The Court relied heavily on this Addendum to hold that the policy was not ambiguous and that it allowed Hartford to depreciate labor costs when determining the ACV of Plaintiff’s loss.  The Court expressly rejected Plaintiff’s argument that “labor does not depreciate in value over time” and therefore could not be depreciated in valuing Plaintiff’s claim.  Acknowledging that there were cases going both ways from other states, the Court found that Hartford’s policy clearly allowed depreciation for an ACV claim and that the policy did not differentiate between depreciation for materials versus labor costs:  “In this Court’s view, it does not make logical sense to separate the cost of labor from that of physical materials when evaluating the depreciation of a house or its component parts.  The labor costs must be considered in determining the current value.”  To adopt Plaintiff’s position, the Court reasoned, would effectively convert an ACV policy into a replacement value policy, even though Plaintiff did not make any repairs.  The Plaintiff would “receive a windfall” and Hartford would be required to provide increased coverage without receiving additional premiums.  As a result, the Court held that Hartford had not breached its contract with the Plaintiff and dismissed the case with prejudice.

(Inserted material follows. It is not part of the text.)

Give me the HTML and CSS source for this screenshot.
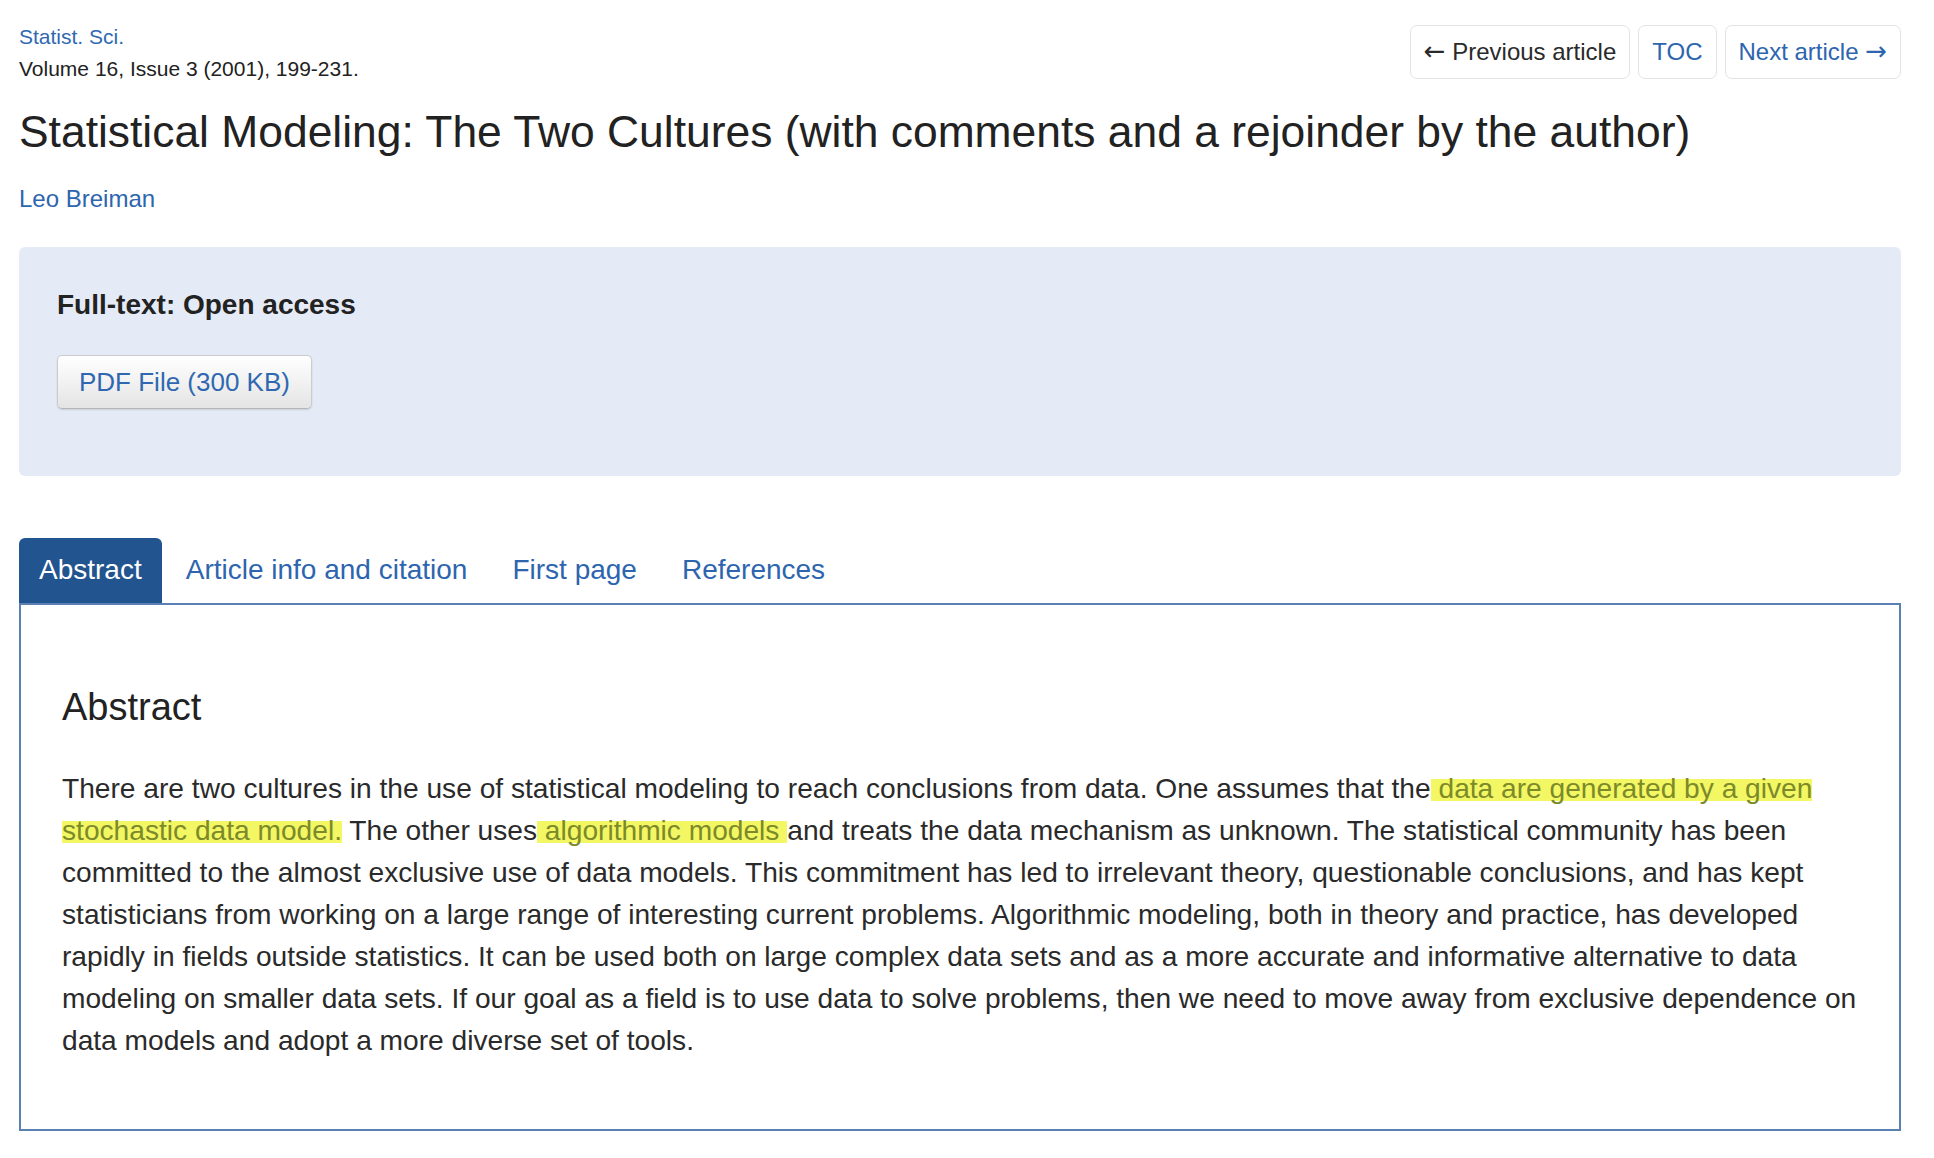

The opinion was issued on October 22, 2018, so Plaintiff still has plenty of time to appeal.  Under N.C. Gen. Stat. § 7A-27(a)(2), Plaintiff has an automatic right of appeal to the state Supreme Court.  I’m betting that we’ll see this one on the Supreme Court’s docket in 2019.

 

Plaintiff is represented by Daniel Bryson, Hunter Bryson, Gary Mason, and Jennifer Goldstein of Whitfield Bryson & Mason, LLP (Raleigh, NC and Washington, D.C.); Gary Klinger of Kozonis & Klinger (Chicago, IL); and Daniel Johnson of Waskowski Johnson Yohalem LLP (Chicago, IL).

Defendant is represented by Stephen Feldman of Ellis & Winters LLP (Raleigh, NC) and Kim Rinehart and David Roth of Wiggin & Dana LLP (New Haven, CT).